Whenever I'm around cute guys I'm painfully shy. I won't look at them or talk to them or when they're around my eyes are glued to the floor. Last year there was a guy in my economics class that I thought was cute and he sat next to me all the time and my neck hurt at the end of class because I wouldn't turn my head in his direction. If I'm at a party I won't even look in the direction of a guy I think is hot. The only I only way I can talk to cute guys is pretty much when I have too which is pretty much only at work or a group project type of thing because then I have to talk to them, there's no way around it. But for cute guys I'm not working with they probably don't even know I've noticed them or they think I hate them or don't want to get to know them because I ignore them.
How can I stop being so shy around cute guys?!
What Guys Said 1
this is a problem. First lets start with you. The only reason you would be afraid to look at them is because you are afraid they will judge you and the judgment will be negative. Which means you don't have a lot of confidence in yourself in general. Start by finding the things about yourself that are good qualities and think about those, instead of the bad ones. Then when you do finally look at a guy you can wonder which of the GOOD things he is going to notice, instead of the bad ones.
Rejection is a part of life. I'm a pretty attractive dude, and I get turned down a lot, but I also get a lot of yeses when I try. If I let every "NO" stop me, I wouldn't get anywhere. So you just have to realize that "no" is going to come more often than "yes" and don't let it bother you. It might not even have anything to do with you when you hear it. They might be in a relationship, or just like a different type of girl.

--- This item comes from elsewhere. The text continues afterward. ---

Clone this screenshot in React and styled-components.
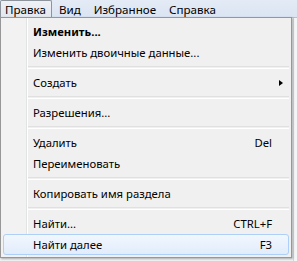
import React from "react";
import styled, { createGlobalStyle } from "styled-components";

const GlobalStyle = createGlobalStyle`
  html, body {
    margin: 0;
    padding: 0;
    background: #f3f4f6;
  }
  body {
    font-family: "Noto Sans", "Open Sans", "DejaVu Sans", sans-serif;
    font-size: 11.3px;
    color: #000;
  }
`;

const Screen = styled.div`
  width: 297px;
  height: 261px;
  overflow: hidden;
  display: flex;
  flex-direction: column;
`;

const MenuBar = styled.div`
  height: 18px;
  display: flex;
  align-items: stretch;
  gap: 2px;
  font-size: 11.6px;
  background: linear-gradient(#e4ebf6, #dbe4f2);
  border-bottom: 1px solid #b9c0ca;
  box-sizing: border-box;
`;

const BarItem = styled.div`
  display: flex;
  align-items: center;
  padding: 0 5px 0 4px;
  border: 1px solid ${(p) => (p.open ? "#8e949b" : "transparent")};
  border-bottom: 0;
  border-radius: 2px 2px 0 0;
  background: ${(p) =>
    p.open ? "linear-gradient(#eef1f6, #e3e8ef)" : "transparent"};
`;

const Workspace = styled.div`
  flex: 1;
  display: flex;
  align-items: flex-start;
  background: linear-gradient(to right, #f2f3f5 0 293px, #d4d8de 293px 294px, #f4f5f7 294px);
`;

const Menu = styled.div`
  width: 292px;
  box-sizing: border-box;
  margin-top: -1px;
  padding: 3px 2px 2px;
  border: 1px solid #979797;
  background: linear-gradient(
    to right,
    #f2f2f2 0 25px,
    #e2e3e3 25px 26px,
    #ffffff 26px 27px,
    #f0f0f0 27px
  );
  box-shadow: 1px 1px 2px rgba(0, 0, 0, 0.3);
`;

const Item = styled.div`
  height: 21px;
  display: grid;
  grid-template-columns: 1fr auto 16px;
  align-items: center;
  padding-left: 29px;
  box-sizing: border-box;
  border: 1px solid ${(p) => (p.active ? "#aecff7" : "transparent")};
  border-radius: 3px;
  background: ${(p) =>
    p.active ? "linear-gradient(#f2f7fe, #e1ecfb)" : "transparent"};
  font-weight: ${(p) => (p.bold ? 700 : 400)};
  white-space: nowrap;
`;

const Label = styled.span``;

const Shortcut = styled.span`
  text-align: right;
`;

const Arrow = styled.span`
  justify-self: start;
  margin-left: 7px;
  width: 0;
  height: 0;
  border-top: 3.5px solid transparent;
  border-bottom: 3.5px solid transparent;
  border-left: 4px solid #000;
`;

const Separator = styled.div`
  height: 9px;
  display: flex;
  align-items: center;
  padding-left: 25px;

  &::after {
    content: "";
    flex: 1;
    height: 1px;
    border-top: 1px solid #e0e0e0;
    border-bottom: 1px solid #ffffff;
  }
`;

const entries = [
  { label: "Изменить...", bold: true },
  { label: "Изменить двоичные данные..." },
  { sep: true },
  { label: "Создать", sub: true },
  { sep: true },
  { label: "Разрешения..." },
  { sep: true },
  { label: "Удалить", key: "Del" },
  { label: "Переименовать" },
  { sep: true },
  { label: "Копировать имя раздела" },
  { sep: true },
  { label: "Найти...", key: "CTRL+F" },
  { label: "Найти далее", key: "F3", active: true },
];

export default function App() {
  return (
    <Screen>
      <GlobalStyle />
      <MenuBar>
        <BarItem open>Правка</BarItem>
        <BarItem>Вид</BarItem>
        <BarItem>Избранное</BarItem>
        <BarItem>Справка</BarItem>
      </MenuBar>
      <Workspace>
        <Menu>
          {entries.map((e, i) =>
            e.sep ? (
              <Separator key={i} />
            ) : (
              <Item key={i} bold={e.bold} active={e.active}>
                <Label>{e.label}</Label>
                <Shortcut>{e.key}</Shortcut>
                {e.sub ? <Arrow /> : <span />}
              </Item>
            )
          )}
        </Menu>
      </Workspace>
    </Screen>
  );
}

Once you're over that, then you can begin to explore what works and doesn't for you. Confidence is the number one attracting feature for men and women, so without it, you will always be struggling to get the guys you want. It also means that your confidence has to be real and not forced. When you get to the point that you can say to yourself "I'm a great girl and a guy I pick will be lucky to have me" and not mean it in an arrogant sense, then you are ready to look a cute guy in the eyes and smile genuinely.
Then you can do things to begin to attract the guys you like. such as: making yourself purposely visible, subtly invading his personal space, using body language to show you are open to him approaching, lightly touching him during conversation and so on.
Then the real "game" begins because there are a million other girls out there all competing for the same "hot guys". So you have to stand out from them and be unique and interesting. Which really means, have your life in order, be happy to be you and be a total package for yourself and therefore a potential date.
Good luck! you have the greatest adventure of life ahead of you FINDING YOURSELF. It's the hardest and also the most rewarding part of growing up. But once you do it, the boy will come running.